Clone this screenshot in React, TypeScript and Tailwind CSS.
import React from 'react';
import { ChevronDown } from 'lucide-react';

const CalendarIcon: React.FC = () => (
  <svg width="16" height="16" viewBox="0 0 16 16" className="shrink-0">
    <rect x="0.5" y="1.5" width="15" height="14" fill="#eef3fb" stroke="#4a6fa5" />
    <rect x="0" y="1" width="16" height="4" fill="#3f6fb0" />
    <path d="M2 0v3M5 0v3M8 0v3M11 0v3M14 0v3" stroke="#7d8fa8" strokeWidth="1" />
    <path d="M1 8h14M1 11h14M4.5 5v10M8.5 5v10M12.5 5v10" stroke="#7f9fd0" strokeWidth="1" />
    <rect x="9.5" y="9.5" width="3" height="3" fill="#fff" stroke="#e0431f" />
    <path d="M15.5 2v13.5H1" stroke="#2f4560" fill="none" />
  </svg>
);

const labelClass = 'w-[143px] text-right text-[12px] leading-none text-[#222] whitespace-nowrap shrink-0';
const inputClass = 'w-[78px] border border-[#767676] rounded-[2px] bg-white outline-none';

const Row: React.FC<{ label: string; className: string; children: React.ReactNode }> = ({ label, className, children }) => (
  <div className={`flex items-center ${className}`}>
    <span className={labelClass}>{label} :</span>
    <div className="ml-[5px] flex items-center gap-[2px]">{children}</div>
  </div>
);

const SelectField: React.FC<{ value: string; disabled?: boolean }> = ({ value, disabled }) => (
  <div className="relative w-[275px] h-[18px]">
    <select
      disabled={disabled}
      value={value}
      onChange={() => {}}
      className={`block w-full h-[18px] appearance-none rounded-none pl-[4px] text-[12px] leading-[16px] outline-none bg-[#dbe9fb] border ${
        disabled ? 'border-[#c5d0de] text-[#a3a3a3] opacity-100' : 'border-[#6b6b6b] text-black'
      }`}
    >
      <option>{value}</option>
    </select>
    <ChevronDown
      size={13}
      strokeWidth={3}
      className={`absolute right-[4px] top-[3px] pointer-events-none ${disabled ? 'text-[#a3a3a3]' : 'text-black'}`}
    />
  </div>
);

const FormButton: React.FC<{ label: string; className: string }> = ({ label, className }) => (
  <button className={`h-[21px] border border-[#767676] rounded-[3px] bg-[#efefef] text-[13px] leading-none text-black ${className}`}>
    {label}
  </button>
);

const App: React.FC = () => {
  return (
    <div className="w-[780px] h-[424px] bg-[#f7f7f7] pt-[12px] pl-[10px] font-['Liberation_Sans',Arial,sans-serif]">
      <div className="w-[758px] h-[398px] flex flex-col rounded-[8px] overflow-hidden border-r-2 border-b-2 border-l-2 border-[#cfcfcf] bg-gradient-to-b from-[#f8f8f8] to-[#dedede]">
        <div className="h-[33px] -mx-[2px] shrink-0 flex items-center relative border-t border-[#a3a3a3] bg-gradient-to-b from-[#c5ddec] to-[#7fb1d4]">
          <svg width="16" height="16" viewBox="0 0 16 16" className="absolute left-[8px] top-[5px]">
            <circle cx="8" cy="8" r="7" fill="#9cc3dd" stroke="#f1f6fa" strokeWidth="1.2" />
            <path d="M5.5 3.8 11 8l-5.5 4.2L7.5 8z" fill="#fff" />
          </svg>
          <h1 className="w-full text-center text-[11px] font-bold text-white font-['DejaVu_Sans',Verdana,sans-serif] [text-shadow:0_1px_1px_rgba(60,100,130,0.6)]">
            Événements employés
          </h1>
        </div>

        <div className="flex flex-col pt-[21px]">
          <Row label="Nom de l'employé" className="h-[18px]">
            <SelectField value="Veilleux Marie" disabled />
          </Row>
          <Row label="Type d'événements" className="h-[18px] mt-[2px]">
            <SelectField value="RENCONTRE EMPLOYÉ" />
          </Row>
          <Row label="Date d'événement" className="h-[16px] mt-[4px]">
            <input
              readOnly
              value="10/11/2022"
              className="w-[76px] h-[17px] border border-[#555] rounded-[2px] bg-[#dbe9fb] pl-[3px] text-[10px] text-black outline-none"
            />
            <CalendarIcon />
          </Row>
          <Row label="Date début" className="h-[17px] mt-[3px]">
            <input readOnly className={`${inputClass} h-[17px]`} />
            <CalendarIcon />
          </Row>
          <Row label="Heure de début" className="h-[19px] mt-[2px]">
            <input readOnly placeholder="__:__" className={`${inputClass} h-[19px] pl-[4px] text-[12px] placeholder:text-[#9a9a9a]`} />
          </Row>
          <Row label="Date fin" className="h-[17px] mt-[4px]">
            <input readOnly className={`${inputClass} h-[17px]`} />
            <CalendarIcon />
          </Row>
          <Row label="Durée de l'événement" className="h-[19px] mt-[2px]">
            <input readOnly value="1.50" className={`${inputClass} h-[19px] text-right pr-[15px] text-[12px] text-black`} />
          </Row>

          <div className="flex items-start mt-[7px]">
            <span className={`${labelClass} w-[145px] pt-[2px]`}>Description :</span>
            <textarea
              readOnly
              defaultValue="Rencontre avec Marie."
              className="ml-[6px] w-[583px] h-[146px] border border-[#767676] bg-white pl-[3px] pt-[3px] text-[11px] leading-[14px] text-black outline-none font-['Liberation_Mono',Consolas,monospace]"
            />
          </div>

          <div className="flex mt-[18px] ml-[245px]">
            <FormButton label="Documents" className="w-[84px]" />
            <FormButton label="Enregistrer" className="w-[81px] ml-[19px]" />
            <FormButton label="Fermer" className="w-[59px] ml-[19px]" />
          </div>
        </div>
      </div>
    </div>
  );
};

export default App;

◆ ◆ ◆ ◆ ◆

Written instruction:
Retype the whole listing, matching it exactly.

Correct result:
Clone this screenshot in React, TypeScript and Tailwind CSS.
import React from 'react';
import { ChevronDown } from 'lucide-react';

const CalendarIcon: React.FC = () => (
  <svg width="16" height="16" viewBox="0 0 16 16" className="shrink-0">
    <rect x="0.5" y="1.5" width="15" height="14" fill="#eef3fb" stroke="#4a6fa5" />
    <rect x="0" y="1" width="16" height="4" fill="#3f6fb0" />
    <path d="M2 0v3M5 0v3M8 0v3M11 0v3M14 0v3" stroke="#7d8fa8" strokeWidth="1" />
    <path d="M1 8h14M1 11h14M4.5 5v10M8.5 5v10M12.5 5v10" stroke="#7f9fd0" strokeWidth="1" />
    <rect x="9.5" y="9.5" width="3" height="3" fill="#fff" stroke="#e0431f" />
    <path d="M15.5 2v13.5H1" stroke="#2f4560" fill="none" />
  </svg>
);

const labelClass = 'w-[143px] text-right text-[12px] leading-none text-[#222] whitespace-nowrap shrink-0';
const inputClass = 'w-[78px] border border-[#767676] rounded-[2px] bg-white outline-none';

const Row: React.FC<{ label: string; className: string; children: React.ReactNode }> = ({ label, className, children }) => (
  <div className={`flex items-center ${className}`}>
    <span className={labelClass}>{label} :</span>
    <div className="ml-[5px] flex items-center gap-[2px]">{children}</div>
  </div>
);

const SelectField: React.FC<{ value: string; disabled?: boolean }> = ({ value, disabled }) => (
  <div className="relative w-[275px] h-[18px]">
    <select
      disabled={disabled}
      value={value}
      onChange={() => {}}
      className={`block w-full h-[18px] appearance-none rounded-none pl-[4px] text-[12px] leading-[16px] outline-none bg-[#dbe9fb] border ${
        disabled ? 'border-[#c5d0de] text-[#a3a3a3] opacity-100' : 'border-[#6b6b6b] text-black'
      }`}
    >
      <option>{value}</option>
    </select>
    <ChevronDown
      size={13}
      strokeWidth={3}
      className={`absolute right-[4px] top-[3px] pointer-events-none ${disabled ? 'text-[#a3a3a3]' : 'text-black'}`}
    />
  </div>
);

const FormButton: React.FC<{ label: string; className: string }> = ({ label, className }) => (
  <button className={`h-[21px] border border-[#767676] rounded-[3px] bg-[#efefef] text-[13px] leading-none text-black ${className}`}>
    {label}
  </button>
);

const App: React.FC = () => {
  return (
    <div className="w-[780px] h-[424px] bg-[#f7f7f7] pt-[12px] pl-[10px] font-['Liberation_Sans',Arial,sans-serif]">
      <div className="w-[758px] h-[398px] flex flex-col rounded-[8px] overflow-hidden border-r-2 border-b-2 border-l-2 border-[#cfcfcf] bg-gradient-to-b from-[#f8f8f8] to-[#dedede]">
        <div className="h-[33px] -mx-[2px] shrink-0 flex items-center relative border-t border-[#a3a3a3] bg-gradient-to-b from-[#c5ddec] to-[#7fb1d4]">
          <svg width="16" height="16" viewBox="0 0 16 16" className="absolute left-[8px] top-[5px]">
            <circle cx="8" cy="8" r="7" fill="#9cc3dd" stroke="#f1f6fa" strokeWidth="1.2" />
            <path d="M5.5 3.8 11 8l-5.5 4.2L7.5 8z" fill="#fff" />
          </svg>
          <h1 className="w-full text-center text-[11px] font-bold text-white font-['DejaVu_Sans',Verdana,sans-serif] [text-shadow:0_1px_1px_rgba(60,100,130,0.6)]">
            Événements employés
          </h1>
        </div>

        <div className="flex flex-col pt-[21px]">
          <Row label="Nom de l'employé" className="h-[18px]">
            <SelectField value="Veilleux Marie" disabled />
          </Row>
          <Row label="Type d'événements" className="h-[18px] mt-[2px]">
            <SelectField value="RENCONTRE EMPLOYÉ" />
          </Row>
          <Row label="Date d'événement" className="h-[16px] mt-[4px]">
            <input
              readOnly
              value="10/11/2022"
              className="w-[76px] h-[17px] border border-[#555] rounded-[2px] bg-[#dbe9fb] pl-[3px] text-[10px] text-black outline-none"
            />
            <CalendarIcon />
          </Row>
          <Row label="Date début" className="h-[17px] mt-[3px]">
            <input readOnly className={`${inputClass} h-[17px]`} />
            <CalendarIcon />
          </Row>
          <Row label="Heure de début" className="h-[19px] mt-[2px]">
            <input readOnly placeholder="__:__" className={`${inputClass} h-[19px] pl-[4px] text-[12px] placeholder:text-[#9a9a9a]`} />
          </Row>
          <Row label="Date fin" className="h-[17px] mt-[4px]">
            <input readOnly className={`${inputClass} h-[17px]`} />
            <CalendarIcon />
          </Row>
          <Row label="Durée de l'événement" className="h-[19px] mt-[2px]">
            <input readOnly value="1.50" className={`${inputClass} h-[19px] text-right pr-[15px] text-[12px] text-black`} />
          </Row>

          <div className="flex items-start mt-[7px]">
            <span className={`${labelClass} w-[145px] pt-[2px]`}>Description :</span>
            <textarea
              readOnly
              defaultValue="Rencontre avec Marie."
              className="ml-[6px] w-[583px] h-[146px] border border-[#767676] bg-white pl-[3px] pt-[3px] text-[11px] leading-[14px] text-black outline-none font-['Liberation_Mono',Consolas,monospace]"
            />
          </div>

          <div className="flex mt-[18px] ml-[245px]">
            <FormButton label="Documents" className="w-[84px]" />
            <FormButton label="Enregistrer" className="w-[81px] ml-[19px]" />
            <FormButton label="Fermer" className="w-[59px] ml-[19px]" />
          </div>
        </div>
      </div>
    </div>
  );
};

export default App;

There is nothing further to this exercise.